*Entries*
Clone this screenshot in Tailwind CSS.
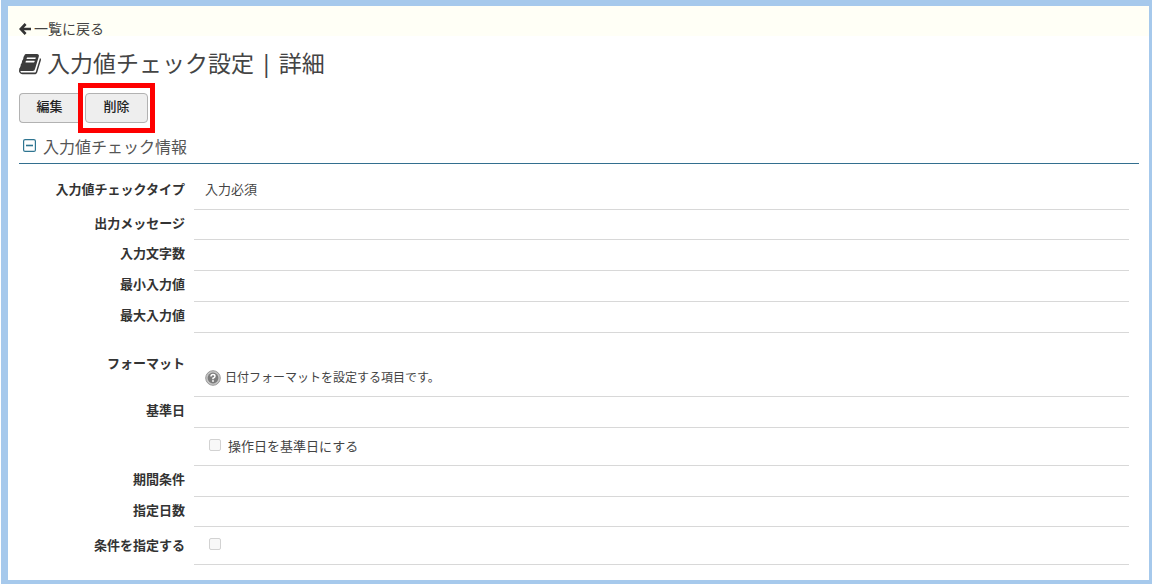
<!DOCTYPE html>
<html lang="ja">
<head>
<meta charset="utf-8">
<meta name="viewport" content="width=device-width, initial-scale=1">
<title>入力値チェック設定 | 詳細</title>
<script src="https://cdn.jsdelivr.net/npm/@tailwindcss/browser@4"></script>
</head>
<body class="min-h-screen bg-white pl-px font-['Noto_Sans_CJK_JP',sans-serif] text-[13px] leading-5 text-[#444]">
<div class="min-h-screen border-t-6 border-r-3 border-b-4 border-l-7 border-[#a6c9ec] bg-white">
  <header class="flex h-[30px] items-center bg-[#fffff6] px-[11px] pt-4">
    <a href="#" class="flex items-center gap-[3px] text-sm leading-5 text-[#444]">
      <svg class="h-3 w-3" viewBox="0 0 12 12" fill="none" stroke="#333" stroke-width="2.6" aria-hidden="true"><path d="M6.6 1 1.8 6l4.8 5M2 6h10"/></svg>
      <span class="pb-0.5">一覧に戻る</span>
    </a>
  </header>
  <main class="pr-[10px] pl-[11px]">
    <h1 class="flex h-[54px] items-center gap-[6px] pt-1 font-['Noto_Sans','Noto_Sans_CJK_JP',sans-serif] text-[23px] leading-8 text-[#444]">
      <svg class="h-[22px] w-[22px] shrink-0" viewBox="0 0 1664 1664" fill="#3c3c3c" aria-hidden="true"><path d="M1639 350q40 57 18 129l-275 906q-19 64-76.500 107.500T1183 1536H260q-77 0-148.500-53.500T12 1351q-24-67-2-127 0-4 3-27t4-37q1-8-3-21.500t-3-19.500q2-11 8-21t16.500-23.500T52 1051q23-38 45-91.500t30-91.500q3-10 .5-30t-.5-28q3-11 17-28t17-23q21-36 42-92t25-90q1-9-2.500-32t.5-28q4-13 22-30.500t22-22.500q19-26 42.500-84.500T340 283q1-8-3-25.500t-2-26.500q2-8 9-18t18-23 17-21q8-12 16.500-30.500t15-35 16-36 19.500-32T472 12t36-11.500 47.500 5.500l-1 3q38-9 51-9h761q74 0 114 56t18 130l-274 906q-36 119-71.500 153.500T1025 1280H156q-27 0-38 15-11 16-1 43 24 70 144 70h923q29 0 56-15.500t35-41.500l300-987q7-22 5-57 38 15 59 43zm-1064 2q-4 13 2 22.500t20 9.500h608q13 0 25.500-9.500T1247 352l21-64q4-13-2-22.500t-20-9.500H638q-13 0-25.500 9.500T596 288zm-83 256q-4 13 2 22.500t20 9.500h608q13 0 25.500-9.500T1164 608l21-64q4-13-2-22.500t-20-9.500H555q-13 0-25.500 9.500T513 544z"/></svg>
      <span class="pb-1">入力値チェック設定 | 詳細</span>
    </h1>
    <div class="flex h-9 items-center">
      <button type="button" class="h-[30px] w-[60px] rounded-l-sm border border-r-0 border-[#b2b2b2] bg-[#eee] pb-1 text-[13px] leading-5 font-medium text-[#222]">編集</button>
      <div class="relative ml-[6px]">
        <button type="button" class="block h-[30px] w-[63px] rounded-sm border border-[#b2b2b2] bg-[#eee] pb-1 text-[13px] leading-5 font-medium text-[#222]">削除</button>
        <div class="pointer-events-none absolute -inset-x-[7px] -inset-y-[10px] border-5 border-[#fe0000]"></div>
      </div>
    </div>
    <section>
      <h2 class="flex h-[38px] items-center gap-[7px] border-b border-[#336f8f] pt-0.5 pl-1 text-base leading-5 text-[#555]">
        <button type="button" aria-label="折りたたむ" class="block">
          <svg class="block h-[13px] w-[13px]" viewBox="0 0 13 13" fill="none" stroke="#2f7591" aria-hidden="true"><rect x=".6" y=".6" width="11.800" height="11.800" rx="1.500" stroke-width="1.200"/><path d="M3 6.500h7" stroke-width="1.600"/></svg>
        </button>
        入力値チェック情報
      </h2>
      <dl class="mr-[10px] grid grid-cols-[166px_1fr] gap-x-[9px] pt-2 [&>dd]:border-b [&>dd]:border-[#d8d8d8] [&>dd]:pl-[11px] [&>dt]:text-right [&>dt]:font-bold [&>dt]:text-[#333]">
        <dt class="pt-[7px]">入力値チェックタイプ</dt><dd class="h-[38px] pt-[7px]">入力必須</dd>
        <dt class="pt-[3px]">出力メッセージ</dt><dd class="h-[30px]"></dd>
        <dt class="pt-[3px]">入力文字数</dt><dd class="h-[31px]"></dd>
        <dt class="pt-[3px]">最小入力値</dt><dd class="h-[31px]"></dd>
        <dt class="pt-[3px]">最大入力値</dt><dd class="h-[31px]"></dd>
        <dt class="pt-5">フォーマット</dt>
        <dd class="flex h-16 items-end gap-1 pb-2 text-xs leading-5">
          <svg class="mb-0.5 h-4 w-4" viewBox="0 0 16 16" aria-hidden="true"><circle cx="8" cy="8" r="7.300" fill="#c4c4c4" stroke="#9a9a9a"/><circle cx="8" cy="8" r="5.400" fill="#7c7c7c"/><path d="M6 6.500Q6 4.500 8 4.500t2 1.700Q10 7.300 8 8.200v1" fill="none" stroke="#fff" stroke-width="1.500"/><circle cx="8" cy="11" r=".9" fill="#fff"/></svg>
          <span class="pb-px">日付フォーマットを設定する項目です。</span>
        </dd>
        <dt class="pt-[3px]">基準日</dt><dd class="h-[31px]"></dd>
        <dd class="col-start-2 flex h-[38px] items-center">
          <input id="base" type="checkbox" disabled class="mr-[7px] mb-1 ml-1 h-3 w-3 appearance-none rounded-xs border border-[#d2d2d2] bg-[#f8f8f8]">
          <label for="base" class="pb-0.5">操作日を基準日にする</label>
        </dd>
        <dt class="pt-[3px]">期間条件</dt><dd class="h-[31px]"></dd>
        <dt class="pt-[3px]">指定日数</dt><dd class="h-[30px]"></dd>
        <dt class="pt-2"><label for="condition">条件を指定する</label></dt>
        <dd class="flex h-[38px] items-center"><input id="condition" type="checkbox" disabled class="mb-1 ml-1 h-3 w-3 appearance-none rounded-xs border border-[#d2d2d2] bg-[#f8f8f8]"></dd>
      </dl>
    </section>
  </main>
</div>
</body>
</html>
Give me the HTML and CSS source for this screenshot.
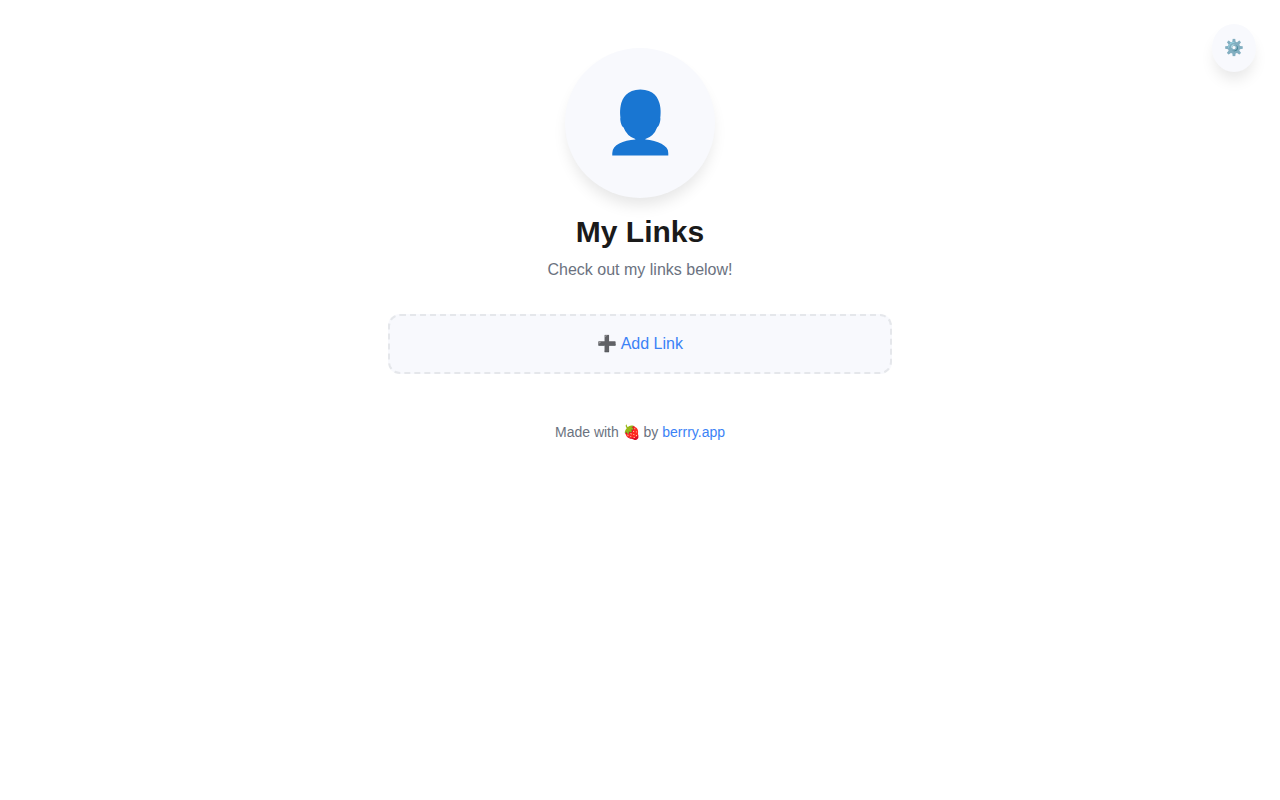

*Exercise details*
Quote each entry above verbatim and drop the pictures.

*Task solution*
Clone this screenshot in Tailwind CSS.
<!DOCTYPE html>
<html lang="ja">
<head>
<meta charset="utf-8">
<meta name="viewport" content="width=device-width, initial-scale=1">
<title>入力値チェック設定 | 詳細</title>
<script src="https://cdn.jsdelivr.net/npm/@tailwindcss/browser@4"></script>
</head>
<body class="min-h-screen bg-white pl-px font-['Noto_Sans_CJK_JP',sans-serif] text-[13px] leading-5 text-[#444]">
<div class="min-h-screen border-t-6 border-r-3 border-b-4 border-l-7 border-[#a6c9ec] bg-white">
  <header class="flex h-[30px] items-center bg-[#fffff6] px-[11px] pt-4">
    <a href="#" class="flex items-center gap-[3px] text-sm leading-5 text-[#444]">
      <svg class="h-3 w-3" viewBox="0 0 12 12" fill="none" stroke="#333" stroke-width="2.6" aria-hidden="true"><path d="M6.6 1 1.8 6l4.8 5M2 6h10"/></svg>
      <span class="pb-0.5">一覧に戻る</span>
    </a>
  </header>
  <main class="pr-[10px] pl-[11px]">
    <h1 class="flex h-[54px] items-center gap-[6px] pt-1 font-['Noto_Sans','Noto_Sans_CJK_JP',sans-serif] text-[23px] leading-8 text-[#444]">
      <svg class="h-[22px] w-[22px] shrink-0" viewBox="0 0 1664 1664" fill="#3c3c3c" aria-hidden="true"><path d="M1639 350q40 57 18 129l-275 906q-19 64-76.500 107.500T1183 1536H260q-77 0-148.500-53.500T12 1351q-24-67-2-127 0-4 3-27t4-37q1-8-3-21.500t-3-19.500q2-11 8-21t16.500-23.500T52 1051q23-38 45-91.500t30-91.500q3-10 .5-30t-.5-28q3-11 17-28t17-23q21-36 42-92t25-90q1-9-2.500-32t.5-28q4-13 22-30.500t22-22.500q19-26 42.500-84.500T340 283q1-8-3-25.500t-2-26.500q2-8 9-18t18-23 17-21q8-12 16.500-30.500t15-35 16-36 19.500-32T472 12t36-11.500 47.500 5.500l-1 3q38-9 51-9h761q74 0 114 56t18 130l-274 906q-36 119-71.500 153.500T1025 1280H156q-27 0-38 15-11 16-1 43 24 70 144 70h923q29 0 56-15.500t35-41.500l300-987q7-22 5-57 38 15 59 43zm-1064 2q-4 13 2 22.500t20 9.500h608q13 0 25.500-9.500T1247 352l21-64q4-13-2-22.500t-20-9.500H638q-13 0-25.500 9.500T596 288zm-83 256q-4 13 2 22.500t20 9.500h608q13 0 25.500-9.500T1164 608l21-64q4-13-2-22.500t-20-9.500H555q-13 0-25.500 9.500T513 544z"/></svg>
      <span class="pb-1">入力値チェック設定 | 詳細</span>
    </h1>
    <div class="flex h-9 items-center">
      <button type="button" class="h-[30px] w-[60px] rounded-l-sm border border-r-0 border-[#b2b2b2] bg-[#eee] pb-1 text-[13px] leading-5 font-medium text-[#222]">編集</button>
      <div class="relative ml-[6px]">
        <button type="button" class="block h-[30px] w-[63px] rounded-sm border border-[#b2b2b2] bg-[#eee] pb-1 text-[13px] leading-5 font-medium text-[#222]">削除</button>
        <div class="pointer-events-none absolute -inset-x-[7px] -inset-y-[10px] border-5 border-[#fe0000]"></div>
      </div>
    </div>
    <section>
      <h2 class="flex h-[38px] items-center gap-[7px] border-b border-[#336f8f] pt-0.5 pl-1 text-base leading-5 text-[#555]">
        <button type="button" aria-label="折りたたむ" class="block">
          <svg class="block h-[13px] w-[13px]" viewBox="0 0 13 13" fill="none" stroke="#2f7591" aria-hidden="true"><rect x=".6" y=".6" width="11.800" height="11.800" rx="1.500" stroke-width="1.200"/><path d="M3 6.500h7" stroke-width="1.600"/></svg>
        </button>
        入力値チェック情報
      </h2>
      <dl class="mr-[10px] grid grid-cols-[166px_1fr] gap-x-[9px] pt-2 [&>dd]:border-b [&>dd]:border-[#d8d8d8] [&>dd]:pl-[11px] [&>dt]:text-right [&>dt]:font-bold [&>dt]:text-[#333]">
        <dt class="pt-[7px]">入力値チェックタイプ</dt><dd class="h-[38px] pt-[7px]">入力必須</dd>
        <dt class="pt-[3px]">出力メッセージ</dt><dd class="h-[30px]"></dd>
        <dt class="pt-[3px]">入力文字数</dt><dd class="h-[31px]"></dd>
        <dt class="pt-[3px]">最小入力値</dt><dd class="h-[31px]"></dd>
        <dt class="pt-[3px]">最大入力値</dt><dd class="h-[31px]"></dd>
        <dt class="pt-5">フォーマット</dt>
        <dd class="flex h-16 items-end gap-1 pb-2 text-xs leading-5">
          <svg class="mb-0.5 h-4 w-4" viewBox="0 0 16 16" aria-hidden="true"><circle cx="8" cy="8" r="7.300" fill="#c4c4c4" stroke="#9a9a9a"/><circle cx="8" cy="8" r="5.400" fill="#7c7c7c"/><path d="M6 6.500Q6 4.500 8 4.500t2 1.700Q10 7.300 8 8.200v1" fill="none" stroke="#fff" stroke-width="1.500"/><circle cx="8" cy="11" r=".9" fill="#fff"/></svg>
          <span class="pb-px">日付フォーマットを設定する項目です。</span>
        </dd>
        <dt class="pt-[3px]">基準日</dt><dd class="h-[31px]"></dd>
        <dd class="col-start-2 flex h-[38px] items-center">
          <input id="base" type="checkbox" disabled class="mr-[7px] mb-1 ml-1 h-3 w-3 appearance-none rounded-xs border border-[#d2d2d2] bg-[#f8f8f8]">
          <label for="base" class="pb-0.5">操作日を基準日にする</label>
        </dd>
        <dt class="pt-[3px]">期間条件</dt><dd class="h-[31px]"></dd>
        <dt class="pt-[3px]">指定日数</dt><dd class="h-[30px]"></dd>
        <dt class="pt-2"><label for="condition">条件を指定する</label></dt>
        <dd class="flex h-[38px] items-center"><input id="condition" type="checkbox" disabled class="mb-1 ml-1 h-3 w-3 appearance-none rounded-xs border border-[#d2d2d2] bg-[#f8f8f8]"></dd>
      </dl>
    </section>
  </main>
</div>
</body>
</html>
Give me the HTML and CSS source for this screenshot.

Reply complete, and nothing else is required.